--- DATASET CONTENT ---
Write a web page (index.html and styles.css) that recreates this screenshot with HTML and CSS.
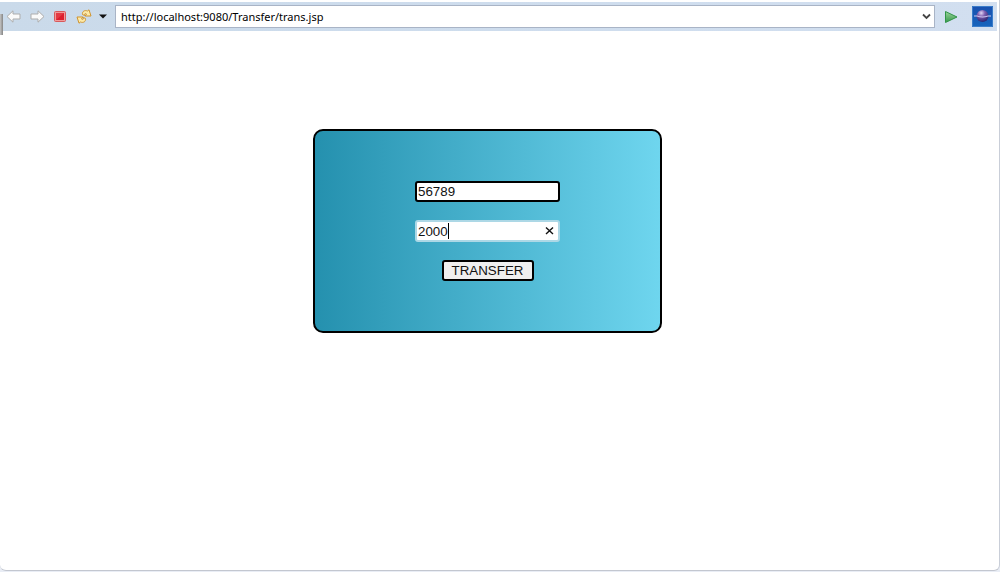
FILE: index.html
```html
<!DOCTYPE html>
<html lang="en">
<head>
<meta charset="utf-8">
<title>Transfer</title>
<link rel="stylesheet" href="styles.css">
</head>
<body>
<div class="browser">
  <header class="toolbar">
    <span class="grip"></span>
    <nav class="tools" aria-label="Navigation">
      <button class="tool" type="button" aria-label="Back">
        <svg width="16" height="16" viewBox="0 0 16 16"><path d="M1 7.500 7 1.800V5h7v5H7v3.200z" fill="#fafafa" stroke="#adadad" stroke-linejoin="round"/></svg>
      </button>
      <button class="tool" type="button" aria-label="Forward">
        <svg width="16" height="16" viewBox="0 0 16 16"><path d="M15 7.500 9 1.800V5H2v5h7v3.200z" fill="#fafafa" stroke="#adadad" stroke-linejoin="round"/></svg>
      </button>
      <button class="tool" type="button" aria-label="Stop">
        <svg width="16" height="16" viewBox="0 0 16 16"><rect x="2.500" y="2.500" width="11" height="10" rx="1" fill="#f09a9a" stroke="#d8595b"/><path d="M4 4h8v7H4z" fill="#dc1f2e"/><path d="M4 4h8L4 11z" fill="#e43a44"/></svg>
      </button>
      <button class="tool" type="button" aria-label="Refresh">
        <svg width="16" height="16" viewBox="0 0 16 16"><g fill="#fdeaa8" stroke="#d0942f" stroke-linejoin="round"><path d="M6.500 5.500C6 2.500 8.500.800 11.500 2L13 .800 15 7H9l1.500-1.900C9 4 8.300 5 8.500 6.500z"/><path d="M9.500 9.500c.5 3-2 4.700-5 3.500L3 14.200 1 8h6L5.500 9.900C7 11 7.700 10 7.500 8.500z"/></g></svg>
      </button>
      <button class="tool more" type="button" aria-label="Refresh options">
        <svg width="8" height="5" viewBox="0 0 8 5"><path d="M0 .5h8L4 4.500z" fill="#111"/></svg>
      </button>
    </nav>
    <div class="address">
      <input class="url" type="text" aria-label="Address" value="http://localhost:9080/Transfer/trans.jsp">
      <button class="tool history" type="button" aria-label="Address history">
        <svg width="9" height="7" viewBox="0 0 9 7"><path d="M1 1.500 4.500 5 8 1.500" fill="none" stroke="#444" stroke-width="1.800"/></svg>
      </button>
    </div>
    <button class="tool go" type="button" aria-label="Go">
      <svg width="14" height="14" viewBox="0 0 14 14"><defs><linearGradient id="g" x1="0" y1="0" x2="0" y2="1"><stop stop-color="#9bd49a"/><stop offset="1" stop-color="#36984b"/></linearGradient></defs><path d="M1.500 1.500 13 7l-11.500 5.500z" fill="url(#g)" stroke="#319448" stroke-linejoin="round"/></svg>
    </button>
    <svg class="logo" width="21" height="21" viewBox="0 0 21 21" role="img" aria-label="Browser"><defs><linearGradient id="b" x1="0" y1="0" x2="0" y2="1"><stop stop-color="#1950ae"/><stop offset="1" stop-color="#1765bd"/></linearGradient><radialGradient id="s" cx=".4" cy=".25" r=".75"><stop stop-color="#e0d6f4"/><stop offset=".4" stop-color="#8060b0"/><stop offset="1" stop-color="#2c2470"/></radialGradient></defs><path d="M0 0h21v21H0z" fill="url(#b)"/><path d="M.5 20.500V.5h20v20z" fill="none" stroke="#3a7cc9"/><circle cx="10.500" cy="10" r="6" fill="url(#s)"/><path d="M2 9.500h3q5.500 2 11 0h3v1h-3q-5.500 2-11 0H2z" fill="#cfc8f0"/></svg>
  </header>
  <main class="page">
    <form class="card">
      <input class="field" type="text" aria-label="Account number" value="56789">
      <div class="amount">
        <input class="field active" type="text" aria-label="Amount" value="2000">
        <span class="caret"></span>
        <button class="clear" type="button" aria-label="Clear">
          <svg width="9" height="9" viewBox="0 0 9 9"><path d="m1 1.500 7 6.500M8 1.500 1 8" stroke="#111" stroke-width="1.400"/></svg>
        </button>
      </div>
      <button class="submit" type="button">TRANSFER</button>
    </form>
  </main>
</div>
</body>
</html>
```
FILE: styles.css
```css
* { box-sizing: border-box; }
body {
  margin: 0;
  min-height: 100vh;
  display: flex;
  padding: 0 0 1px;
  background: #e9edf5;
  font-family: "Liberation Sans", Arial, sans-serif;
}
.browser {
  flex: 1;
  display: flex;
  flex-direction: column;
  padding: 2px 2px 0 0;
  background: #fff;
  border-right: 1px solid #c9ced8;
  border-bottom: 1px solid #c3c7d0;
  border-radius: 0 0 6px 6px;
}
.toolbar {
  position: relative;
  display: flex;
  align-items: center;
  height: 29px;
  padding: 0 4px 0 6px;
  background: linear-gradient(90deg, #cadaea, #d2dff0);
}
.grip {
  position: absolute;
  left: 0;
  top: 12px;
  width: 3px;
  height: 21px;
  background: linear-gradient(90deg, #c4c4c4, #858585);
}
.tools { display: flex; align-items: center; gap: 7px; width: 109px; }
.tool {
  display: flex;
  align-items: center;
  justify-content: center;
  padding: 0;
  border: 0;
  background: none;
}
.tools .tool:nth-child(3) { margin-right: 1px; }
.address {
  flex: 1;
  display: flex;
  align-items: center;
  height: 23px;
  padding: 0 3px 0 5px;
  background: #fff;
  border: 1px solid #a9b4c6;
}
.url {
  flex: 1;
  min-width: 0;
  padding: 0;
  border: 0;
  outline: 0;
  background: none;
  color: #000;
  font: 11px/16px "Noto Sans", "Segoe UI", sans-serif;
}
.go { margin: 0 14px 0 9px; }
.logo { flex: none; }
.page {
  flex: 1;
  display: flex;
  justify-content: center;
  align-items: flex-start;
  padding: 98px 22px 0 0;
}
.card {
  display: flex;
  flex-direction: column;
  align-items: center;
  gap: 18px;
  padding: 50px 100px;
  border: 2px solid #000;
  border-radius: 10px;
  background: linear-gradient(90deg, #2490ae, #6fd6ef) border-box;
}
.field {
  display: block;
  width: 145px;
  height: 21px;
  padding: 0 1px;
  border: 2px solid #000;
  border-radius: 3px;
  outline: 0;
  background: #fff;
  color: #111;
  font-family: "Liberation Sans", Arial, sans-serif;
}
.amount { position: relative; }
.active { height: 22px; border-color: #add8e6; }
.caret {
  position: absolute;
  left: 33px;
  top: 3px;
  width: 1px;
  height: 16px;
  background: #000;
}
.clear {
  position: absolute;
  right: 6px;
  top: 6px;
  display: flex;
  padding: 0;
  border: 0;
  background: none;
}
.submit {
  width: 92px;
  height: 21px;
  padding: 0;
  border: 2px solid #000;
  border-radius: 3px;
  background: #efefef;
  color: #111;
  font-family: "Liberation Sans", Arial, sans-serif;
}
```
---
GIVEN INSTRUCTION: Quote the data exactly, leaving every image out of the copy.

TASK SOLUTION:
Write a web page (index.html and styles.css) that recreates this screenshot with HTML and CSS.
FILE: index.html
```html
<!DOCTYPE html>
<html lang="en">
<head>
<meta charset="utf-8">
<title>Transfer</title>
<link rel="stylesheet" href="styles.css">
</head>
<body>
<div class="browser">
  <header class="toolbar">
    <span class="grip"></span>
    <nav class="tools" aria-label="Navigation">
      <button class="tool" type="button" aria-label="Back">
        <svg width="16" height="16" viewBox="0 0 16 16"><path d="M1 7.500 7 1.800V5h7v5H7v3.200z" fill="#fafafa" stroke="#adadad" stroke-linejoin="round"/></svg>
      </button>
      <button class="tool" type="button" aria-label="Forward">
        <svg width="16" height="16" viewBox="0 0 16 16"><path d="M15 7.500 9 1.800V5H2v5h7v3.200z" fill="#fafafa" stroke="#adadad" stroke-linejoin="round"/></svg>
      </button>
      <button class="tool" type="button" aria-label="Stop">
        <svg width="16" height="16" viewBox="0 0 16 16"><rect x="2.500" y="2.500" width="11" height="10" rx="1" fill="#f09a9a" stroke="#d8595b"/><path d="M4 4h8v7H4z" fill="#dc1f2e"/><path d="M4 4h8L4 11z" fill="#e43a44"/></svg>
      </button>
      <button class="tool" type="button" aria-label="Refresh">
        <svg width="16" height="16" viewBox="0 0 16 16"><g fill="#fdeaa8" stroke="#d0942f" stroke-linejoin="round"><path d="M6.500 5.500C6 2.500 8.500.800 11.500 2L13 .800 15 7H9l1.500-1.900C9 4 8.300 5 8.500 6.500z"/><path d="M9.500 9.500c.5 3-2 4.700-5 3.500L3 14.200 1 8h6L5.500 9.900C7 11 7.700 10 7.500 8.500z"/></g></svg>
      </button>
      <button class="tool more" type="button" aria-label="Refresh options">
        <svg width="8" height="5" viewBox="0 0 8 5"><path d="M0 .5h8L4 4.500z" fill="#111"/></svg>
      </button>
    </nav>
    <div class="address">
      <input class="url" type="text" aria-label="Address" value="http://localhost:9080/Transfer/trans.jsp">
      <button class="tool history" type="button" aria-label="Address history">
        <svg width="9" height="7" viewBox="0 0 9 7"><path d="M1 1.500 4.500 5 8 1.500" fill="none" stroke="#444" stroke-width="1.800"/></svg>
      </button>
    </div>
    <button class="tool go" type="button" aria-label="Go">
      <svg width="14" height="14" viewBox="0 0 14 14"><defs><linearGradient id="g" x1="0" y1="0" x2="0" y2="1"><stop stop-color="#9bd49a"/><stop offset="1" stop-color="#36984b"/></linearGradient></defs><path d="M1.500 1.500 13 7l-11.500 5.500z" fill="url(#g)" stroke="#319448" stroke-linejoin="round"/></svg>
    </button>
    <svg class="logo" width="21" height="21" viewBox="0 0 21 21" role="img" aria-label="Browser"><defs><linearGradient id="b" x1="0" y1="0" x2="0" y2="1"><stop stop-color="#1950ae"/><stop offset="1" stop-color="#1765bd"/></linearGradient><radialGradient id="s" cx=".4" cy=".25" r=".75"><stop stop-color="#e0d6f4"/><stop offset=".4" stop-color="#8060b0"/><stop offset="1" stop-color="#2c2470"/></radialGradient></defs><path d="M0 0h21v21H0z" fill="url(#b)"/><path d="M.5 20.500V.5h20v20z" fill="none" stroke="#3a7cc9"/><circle cx="10.500" cy="10" r="6" fill="url(#s)"/><path d="M2 9.500h3q5.500 2 11 0h3v1h-3q-5.500 2-11 0H2z" fill="#cfc8f0"/></svg>
  </header>
  <main class="page">
    <form class="card">
      <input class="field" type="text" aria-label="Account number" value="56789">
      <div class="amount">
        <input class="field active" type="text" aria-label="Amount" value="2000">
        <span class="caret"></span>
        <button class="clear" type="button" aria-label="Clear">
          <svg width="9" height="9" viewBox="0 0 9 9"><path d="m1 1.500 7 6.500M8 1.500 1 8" stroke="#111" stroke-width="1.400"/></svg>
        </button>
      </div>
      <button class="submit" type="button">TRANSFER</button>
    </form>
  </main>
</div>
</body>
</html>
```
FILE: styles.css
```css
* { box-sizing: border-box; }
body {
  margin: 0;
  min-height: 100vh;
  display: flex;
  padding: 0 0 1px;
  background: #e9edf5;
  font-family: "Liberation Sans", Arial, sans-serif;
}
.browser {
  flex: 1;
  display: flex;
  flex-direction: column;
  padding: 2px 2px 0 0;
  background: #fff;
  border-right: 1px solid #c9ced8;
  border-bottom: 1px solid #c3c7d0;
  border-radius: 0 0 6px 6px;
}
.toolbar {
  position: relative;
  display: flex;
  align-items: center;
  height: 29px;
  padding: 0 4px 0 6px;
  background: linear-gradient(90deg, #cadaea, #d2dff0);
}
.grip {
  position: absolute;
  left: 0;
  top: 12px;
  width: 3px;
  height: 21px;
  background: linear-gradient(90deg, #c4c4c4, #858585);
}
.tools { display: flex; align-items: center; gap: 7px; width: 109px; }
.tool {
  display: flex;
  align-items: center;
  justify-content: center;
  padding: 0;
  border: 0;
  background: none;
}
.tools .tool:nth-child(3) { margin-right: 1px; }
.address {
  flex: 1;
  display: flex;
  align-items: center;
  height: 23px;
  padding: 0 3px 0 5px;
  background: #fff;
  border: 1px solid #a9b4c6;
}
.url {
  flex: 1;
  min-width: 0;
  padding: 0;
  border: 0;
  outline: 0;
  background: none;
  color: #000;
  font: 11px/16px "Noto Sans", "Segoe UI", sans-serif;
}
.go { margin: 0 14px 0 9px; }
.logo { flex: none; }
.page {
  flex: 1;
  display: flex;
  justify-content: center;
  align-items: flex-start;
  padding: 98px 22px 0 0;
}
.card {
  display: flex;
  flex-direction: column;
  align-items: center;
  gap: 18px;
  padding: 50px 100px;
  border: 2px solid #000;
  border-radius: 10px;
  background: linear-gradient(90deg, #2490ae, #6fd6ef) border-box;
}
.field {
  display: block;
  width: 145px;
  height: 21px;
  padding: 0 1px;
  border: 2px solid #000;
  border-radius: 3px;
  outline: 0;
  background: #fff;
  color: #111;
  font-family: "Liberation Sans", Arial, sans-serif;
}
.amount { position: relative; }
.active { height: 22px; border-color: #add8e6; }
.caret {
  position: absolute;
  left: 33px;
  top: 3px;
  width: 1px;
  height: 16px;
  background: #000;
}
.clear {
  position: absolute;
  right: 6px;
  top: 6px;
  display: flex;
  padding: 0;
  border: 0;
  background: none;
}
.submit {
  width: 92px;
  height: 21px;
  padding: 0;
  border: 2px solid #000;
  border-radius: 3px;
  background: #efefef;
  color: #111;
  font-family: "Liberation Sans", Arial, sans-serif;
}
```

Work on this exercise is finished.